*TASK OBJECTIVE:*
Repeat the material below word for word and leave out all pictures.

*COLLECTED DATA:*
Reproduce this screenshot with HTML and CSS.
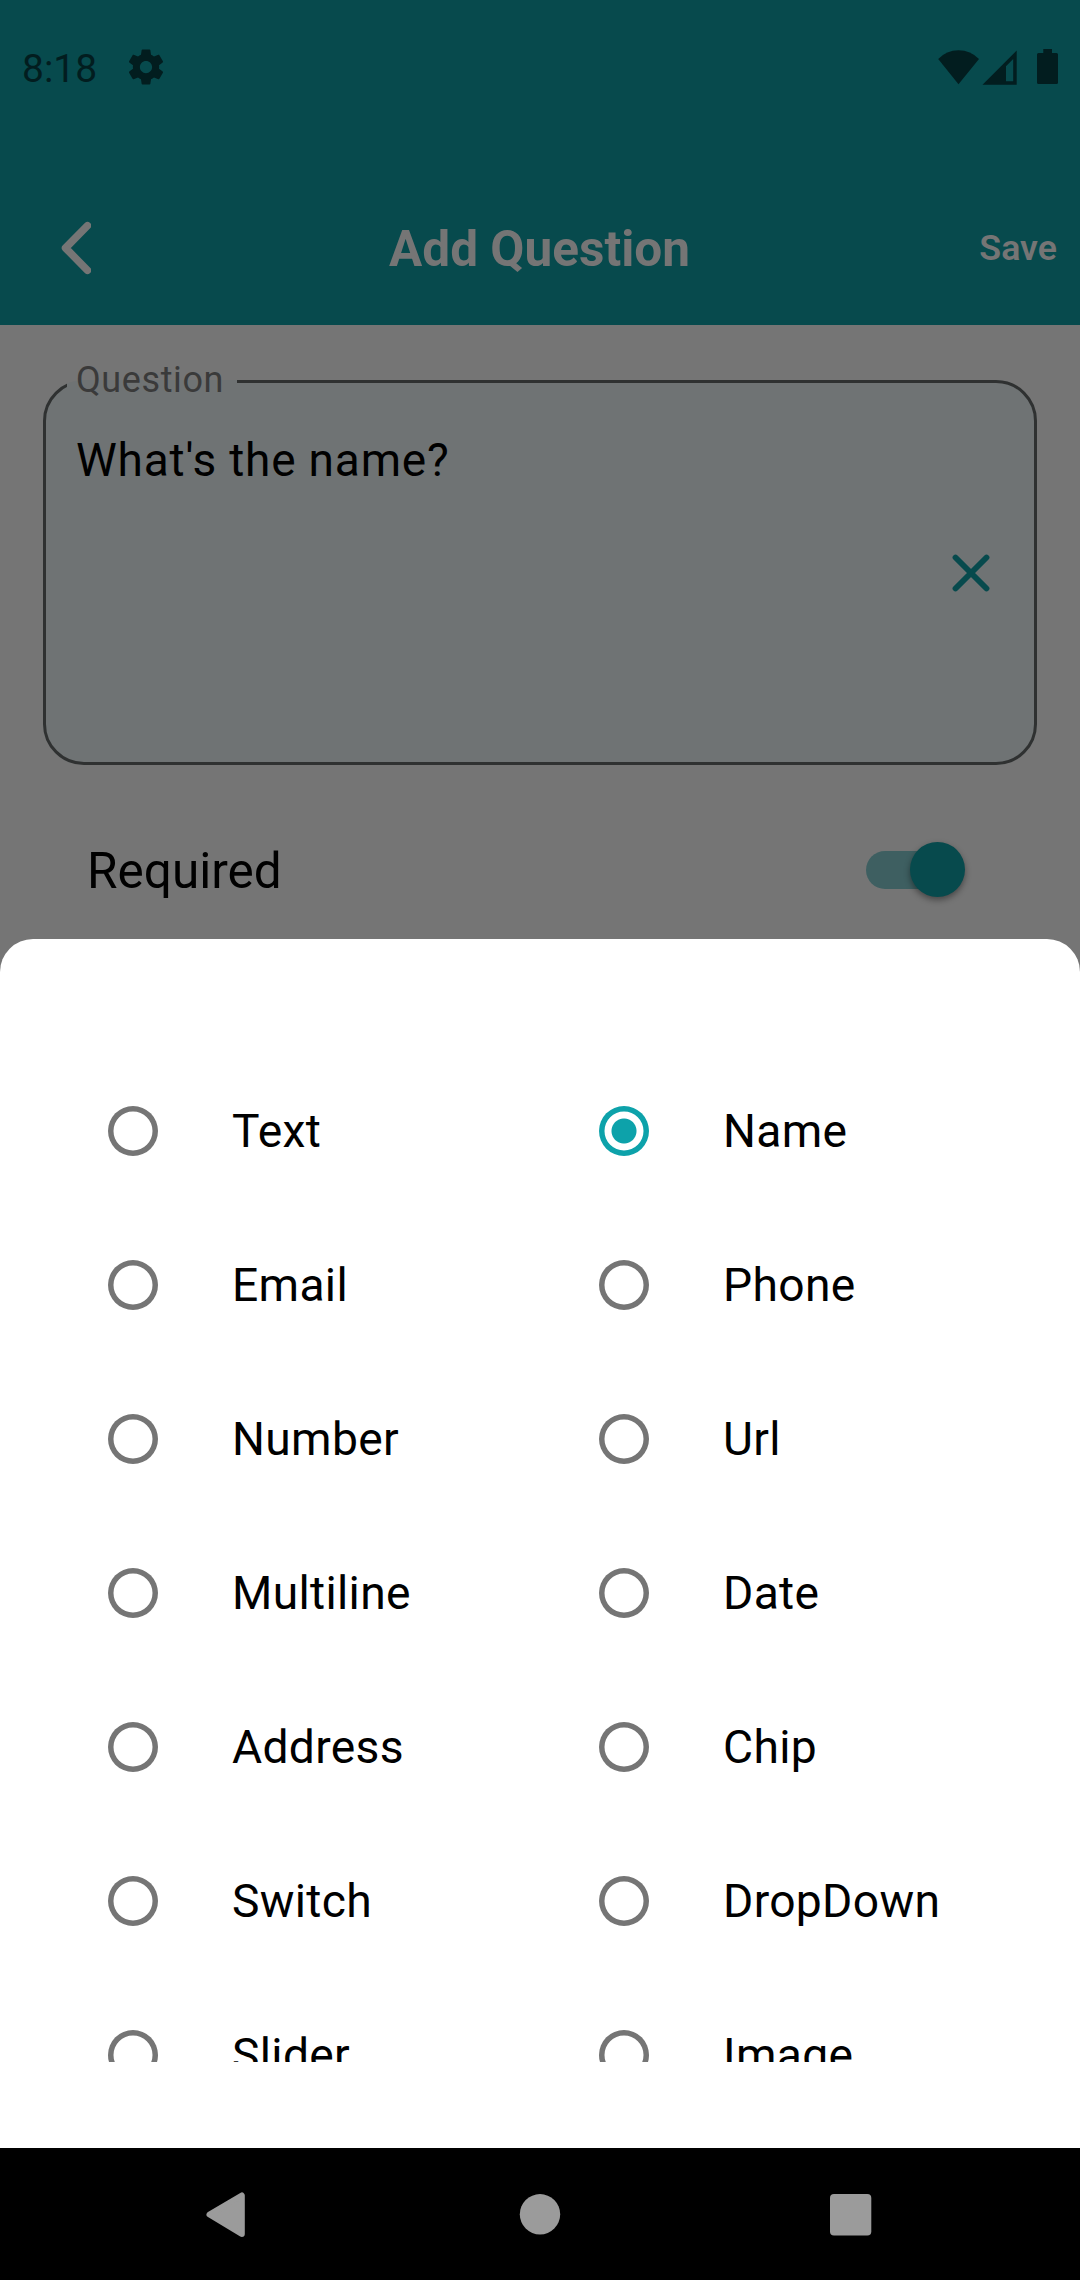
FILE: index.html
```html
<!DOCTYPE html>
<html lang="en">
<head>
<meta charset="utf-8">
<title>Add Question</title>
<link rel="stylesheet" href="styles.css">
</head>
<body>
<div class="screen">
  <header class="header">
    <div class="status-bar">
      <span class="clock">8:18</span>
      <svg class="gear" viewBox="0 0 24 24"><path d="M19.43 12.98c.04-.32.07-.64.07-.98s-.03-.66-.07-.98l2.11-1.65c.19-.15.24-.42.12-.64l-2-3.46c-.12-.22-.39-.3-.61-.22l-2.49 1c-.52-.4-1.08-.73-1.69-.98l-.38-2.65C14.46 2.18 14.25 2 14 2h-4c-.25 0-.46.18-.49.42l-.38 2.65c-.61.25-1.17.59-1.69.98l-2.49-1c-.23-.09-.49 0-.61.22l-2 3.46c-.13.22-.07.49.12.64l2.11 1.65c-.04.32-.07.65-.07.98s.03.66.07.98l-2.11 1.65c-.19.15-.24.42-.12.64l2 3.46c.12.22.39.3.61.22l2.49-1c.52.4 1.08.73 1.69.98l.38 2.65c.03.24.24.42.49.42h4c.25 0 .46-.18.49-.42l.38-2.65c.61-.25 1.17-.59 1.69-.98l2.49 1c.23.09.49 0 .61-.22l2-3.46c.12-.22.07-.49-.12-.64l-2.11-1.65zM12 15.5c-1.93 0-3.5-1.57-3.5-3.5s1.57-3.5 3.5-3.5 3.5 1.57 3.5 3.5-1.57 3.5-3.5 3.5z"/></svg>
      <svg class="system-icons" viewBox="0 0 122 38">
        <path d="M2.200 11Q10.500 2.200 22.500 2.200T43 11L22.500 36.200Z"/>
        <path fill-rule="evenodd" d="M46.500 36.700 80.700 2.500V36.700ZM70 33.200H77.200V11L70 18.200Z"/>
        <path d="M107.300 1h8.700v4h4.500a1.500 1.500 0 0 1 1.500 1.500v28a1.500 1.500 0 0 1-1.500 1.500h-18a1.500 1.500 0 0 1-1.500-1.500v-28a1.500 1.500 0 0 1 1.500-1.500h4.800Z"/>
      </svg>
    </div>
    <div class="app-bar">
      <svg class="back" viewBox="0 0 32 54"><path d="M28.500 4.700 6.500 27 28.500 49.300"/></svg>
      <h1 class="title">Add Question</h1>
      <span class="save">Save</span>
    </div>
  </header>
  <main class="form">
    <fieldset class="field">
      <legend class="field-label">Question</legend>
      <div class="field-text">What's the name?</div>
      <svg class="clear" viewBox="0 0 38 38"><path d="M3.500 3.500l31 31M34.500 3.500l-31 31"/></svg>
    </fieldset>
    <div class="required-row">
      <span class="required">Required</span>
      <span class="switch"><span class="thumb"></span></span>
    </div>
  </main>
  <section class="sheet">
    <div class="options">
      <div class="option"><i class="radio"></i><span>Text</span></div>
      <div class="option"><i class="radio checked"></i><span>Name</span></div>
      <div class="option"><i class="radio"></i><span>Email</span></div>
      <div class="option"><i class="radio"></i><span>Phone</span></div>
      <div class="option"><i class="radio"></i><span>Number</span></div>
      <div class="option"><i class="radio"></i><span>Url</span></div>
      <div class="option"><i class="radio"></i><span>Multiline</span></div>
      <div class="option"><i class="radio"></i><span>Date</span></div>
      <div class="option"><i class="radio"></i><span>Address</span></div>
      <div class="option"><i class="radio"></i><span>Chip</span></div>
      <div class="option"><i class="radio"></i><span>Switch</span></div>
      <div class="option"><i class="radio"></i><span>DropDown</span></div>
      <div class="option"><i class="radio"></i><span>Slider</span></div>
      <div class="option"><i class="radio"></i><span>Image</span></div>
    </div>
  </section>
  <nav class="nav-bar">
    <svg viewBox="0 0 1080 132">
      <path class="nav-back" d="M209.500 66.500 241.800 47.500V86Z"/>
      <circle cx="540" cy="66.300" r="20.200"/>
      <rect x="830" y="46" width="41.300" height="41.500" rx="4"/>
    </svg>
  </nav>
</div>
</body>
</html>
```
FILE: styles.css
```css
* { box-sizing: border-box; }
body { margin: 0; font-family: Roboto, "Liberation Sans", sans-serif; color: #000; }
svg { display: block; flex: none; }
.screen { display: flex; flex-direction: column; width: 1080px; height: 2280px; background: #757575; overflow: hidden; }

.header { height: 325px; background: #074a4d; flex: none; }
.status-bar { display: flex; align-items: center; height: 134px; padding: 0 22px; color: #021d1f; fill: #021d1f; }
.clock { font-size: 39px; line-height: 46px; width: 103px; padding-top: 4px; }
.gear { width: 42px; height: 42px; }
.system-icons { width: 122px; height: 38px; margin-left: auto; }
.app-bar { display: grid; grid-template-columns: 180px 1fr 180px; align-items: center; height: 191px; padding: 37px 23px 0 59px; color: #757575; }
.back { width: 32px; height: 54px; fill: none; stroke: #757575; stroke-width: 7.5; stroke-linecap: round; stroke-linejoin: round; }
.title { margin: 0 37px 0 0; padding-top: 2px; font-size: 49.5px; line-height: 58px; font-weight: 700; text-align: center; white-space: nowrap; }
.save { font-size: 35.75px; line-height: 42px; font-weight: 600; text-align: right; }

.form { height: 614px; flex: none; padding: 35px 43px 0; }
.field { display: flex; justify-content: space-between; margin: 0; padding: 0 44px 0 21px; width: 994px; height: 405px; border: 3px solid #2f3131; border-radius: 41px; background: #6f7374; }
.field-label { padding: 1px 15px 3px 9px; width: 170px; height: 42px; font-size: 36px; line-height: 38px; letter-spacing: .6px; color: #3a3a3a; }
.field-text { padding: 31px 0 0 9px; font-size: 46px; line-height: 54px; letter-spacing: .8px; }
.clear { width: 38px; height: 38px; margin-top: 152px; fill: none; stroke: #074a4d; stroke-width: 5.8; stroke-linecap: round; }
.required-row { display: flex; justify-content: space-between; align-items: center; height: 60px; margin-top: 75px; padding: 0 72px 0 44px; }
.required { font-size: 49.5px; line-height: 58px; padding-top: 2px; }
.switch { display: flex; justify-content: flex-end; align-items: center; width: 99px; height: 38px; border-radius: 19px; background: linear-gradient(90deg, #3e5f61 80px, transparent 80px); }
.thumb { width: 55px; height: 55px; margin-bottom: 1px; border-radius: 50%; background: #074a4d; flex: none; box-shadow: 0 3px 6px rgba(0, 0, 0, .4); }

.sheet { flex: none; height: 1209px; padding: 115px 48px 0; background: #fff; border-radius: 33px 33px 0 0; }
.options { display: grid; grid-template-columns: 491px 1fr; grid-auto-rows: 154px; height: 1008px; overflow: hidden; }
.option { display: flex; align-items: center; gap: 74px; padding-left: 60px; font-size: 46.2px; line-height: 54px; letter-spacing: .33px; }
.radio { width: 50px; height: 50px; margin-bottom: 1px; color: #757575; box-shadow: inset 0 0 0 5.5px currentColor; border-radius: 50%; flex: none; }
.checked { color: #0da2aa; background: radial-gradient(circle, #0da2aa 12px, transparent 13px); }

.nav-bar { flex: none; height: 132px; background: #000; fill: #9b9b9b; }
.nav-bar svg { width: 1080px; height: 132px; }
.nav-back { stroke: #9b9b9b; stroke-width: 6; stroke-linejoin: round; }
```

*TASK SOLUTION:*
Reproduce this screenshot with HTML and CSS.
FILE: index.html
```html
<!DOCTYPE html>
<html lang="en">
<head>
<meta charset="utf-8">
<title>Add Question</title>
<link rel="stylesheet" href="styles.css">
</head>
<body>
<div class="screen">
  <header class="header">
    <div class="status-bar">
      <span class="clock">8:18</span>
      <svg class="gear" viewBox="0 0 24 24"><path d="M19.43 12.98c.04-.32.07-.64.07-.98s-.03-.66-.07-.98l2.11-1.65c.19-.15.24-.42.12-.64l-2-3.46c-.12-.22-.39-.3-.61-.22l-2.49 1c-.52-.4-1.08-.73-1.69-.98l-.38-2.65C14.46 2.18 14.25 2 14 2h-4c-.25 0-.46.18-.49.42l-.38 2.65c-.61.25-1.17.59-1.69.98l-2.49-1c-.23-.09-.49 0-.61.22l-2 3.46c-.13.22-.07.49.12.64l2.11 1.65c-.04.32-.07.65-.07.98s.03.66.07.98l-2.11 1.65c-.19.15-.24.42-.12.64l2 3.46c.12.22.39.3.61.22l2.49-1c.52.4 1.08.73 1.69.98l.38 2.65c.03.24.24.42.49.42h4c.25 0 .46-.18.49-.42l.38-2.65c.61-.25 1.17-.59 1.69-.98l2.49 1c.23.09.49 0 .61-.22l2-3.46c.12-.22.07-.49-.12-.64l-2.11-1.65zM12 15.5c-1.93 0-3.5-1.57-3.5-3.5s1.57-3.5 3.5-3.5 3.5 1.57 3.5 3.5-1.57 3.5-3.5 3.5z"/></svg>
      <svg class="system-icons" viewBox="0 0 122 38">
        <path d="M2.200 11Q10.500 2.200 22.500 2.200T43 11L22.500 36.200Z"/>
        <path fill-rule="evenodd" d="M46.500 36.700 80.700 2.500V36.700ZM70 33.200H77.200V11L70 18.200Z"/>
        <path d="M107.300 1h8.700v4h4.500a1.500 1.500 0 0 1 1.500 1.500v28a1.500 1.500 0 0 1-1.500 1.500h-18a1.500 1.500 0 0 1-1.500-1.500v-28a1.500 1.500 0 0 1 1.500-1.500h4.800Z"/>
      </svg>
    </div>
    <div class="app-bar">
      <svg class="back" viewBox="0 0 32 54"><path d="M28.500 4.700 6.500 27 28.500 49.300"/></svg>
      <h1 class="title">Add Question</h1>
      <span class="save">Save</span>
    </div>
  </header>
  <main class="form">
    <fieldset class="field">
      <legend class="field-label">Question</legend>
      <div class="field-text">What's the name?</div>
      <svg class="clear" viewBox="0 0 38 38"><path d="M3.500 3.500l31 31M34.500 3.500l-31 31"/></svg>
    </fieldset>
    <div class="required-row">
      <span class="required">Required</span>
      <span class="switch"><span class="thumb"></span></span>
    </div>
  </main>
  <section class="sheet">
    <div class="options">
      <div class="option"><i class="radio"></i><span>Text</span></div>
      <div class="option"><i class="radio checked"></i><span>Name</span></div>
      <div class="option"><i class="radio"></i><span>Email</span></div>
      <div class="option"><i class="radio"></i><span>Phone</span></div>
      <div class="option"><i class="radio"></i><span>Number</span></div>
      <div class="option"><i class="radio"></i><span>Url</span></div>
      <div class="option"><i class="radio"></i><span>Multiline</span></div>
      <div class="option"><i class="radio"></i><span>Date</span></div>
      <div class="option"><i class="radio"></i><span>Address</span></div>
      <div class="option"><i class="radio"></i><span>Chip</span></div>
      <div class="option"><i class="radio"></i><span>Switch</span></div>
      <div class="option"><i class="radio"></i><span>DropDown</span></div>
      <div class="option"><i class="radio"></i><span>Slider</span></div>
      <div class="option"><i class="radio"></i><span>Image</span></div>
    </div>
  </section>
  <nav class="nav-bar">
    <svg viewBox="0 0 1080 132">
      <path class="nav-back" d="M209.500 66.500 241.800 47.500V86Z"/>
      <circle cx="540" cy="66.300" r="20.200"/>
      <rect x="830" y="46" width="41.300" height="41.500" rx="4"/>
    </svg>
  </nav>
</div>
</body>
</html>
```
FILE: styles.css
```css
* { box-sizing: border-box; }
body { margin: 0; font-family: Roboto, "Liberation Sans", sans-serif; color: #000; }
svg { display: block; flex: none; }
.screen { display: flex; flex-direction: column; width: 1080px; height: 2280px; background: #757575; overflow: hidden; }

.header { height: 325px; background: #074a4d; flex: none; }
.status-bar { display: flex; align-items: center; height: 134px; padding: 0 22px; color: #021d1f; fill: #021d1f; }
.clock { font-size: 39px; line-height: 46px; width: 103px; padding-top: 4px; }
.gear { width: 42px; height: 42px; }
.system-icons { width: 122px; height: 38px; margin-left: auto; }
.app-bar { display: grid; grid-template-columns: 180px 1fr 180px; align-items: center; height: 191px; padding: 37px 23px 0 59px; color: #757575; }
.back { width: 32px; height: 54px; fill: none; stroke: #757575; stroke-width: 7.5; stroke-linecap: round; stroke-linejoin: round; }
.title { margin: 0 37px 0 0; padding-top: 2px; font-size: 49.5px; line-height: 58px; font-weight: 700; text-align: center; white-space: nowrap; }
.save { font-size: 35.75px; line-height: 42px; font-weight: 600; text-align: right; }

.form { height: 614px; flex: none; padding: 35px 43px 0; }
.field { display: flex; justify-content: space-between; margin: 0; padding: 0 44px 0 21px; width: 994px; height: 405px; border: 3px solid #2f3131; border-radius: 41px; background: #6f7374; }
.field-label { padding: 1px 15px 3px 9px; width: 170px; height: 42px; font-size: 36px; line-height: 38px; letter-spacing: .6px; color: #3a3a3a; }
.field-text { padding: 31px 0 0 9px; font-size: 46px; line-height: 54px; letter-spacing: .8px; }
.clear { width: 38px; height: 38px; margin-top: 152px; fill: none; stroke: #074a4d; stroke-width: 5.8; stroke-linecap: round; }
.required-row { display: flex; justify-content: space-between; align-items: center; height: 60px; margin-top: 75px; padding: 0 72px 0 44px; }
.required { font-size: 49.5px; line-height: 58px; padding-top: 2px; }
.switch { display: flex; justify-content: flex-end; align-items: center; width: 99px; height: 38px; border-radius: 19px; background: linear-gradient(90deg, #3e5f61 80px, transparent 80px); }
.thumb { width: 55px; height: 55px; margin-bottom: 1px; border-radius: 50%; background: #074a4d; flex: none; box-shadow: 0 3px 6px rgba(0, 0, 0, .4); }

.sheet { flex: none; height: 1209px; padding: 115px 48px 0; background: #fff; border-radius: 33px 33px 0 0; }
.options { display: grid; grid-template-columns: 491px 1fr; grid-auto-rows: 154px; height: 1008px; overflow: hidden; }
.option { display: flex; align-items: center; gap: 74px; padding-left: 60px; font-size: 46.2px; line-height: 54px; letter-spacing: .33px; }
.radio { width: 50px; height: 50px; margin-bottom: 1px; color: #757575; box-shadow: inset 0 0 0 5.5px currentColor; border-radius: 50%; flex: none; }
.checked { color: #0da2aa; background: radial-gradient(circle, #0da2aa 12px, transparent 13px); }

.nav-bar { flex: none; height: 132px; background: #000; fill: #9b9b9b; }
.nav-bar svg { width: 1080px; height: 132px; }
.nav-back { stroke: #9b9b9b; stroke-width: 6; stroke-linejoin: round; }
```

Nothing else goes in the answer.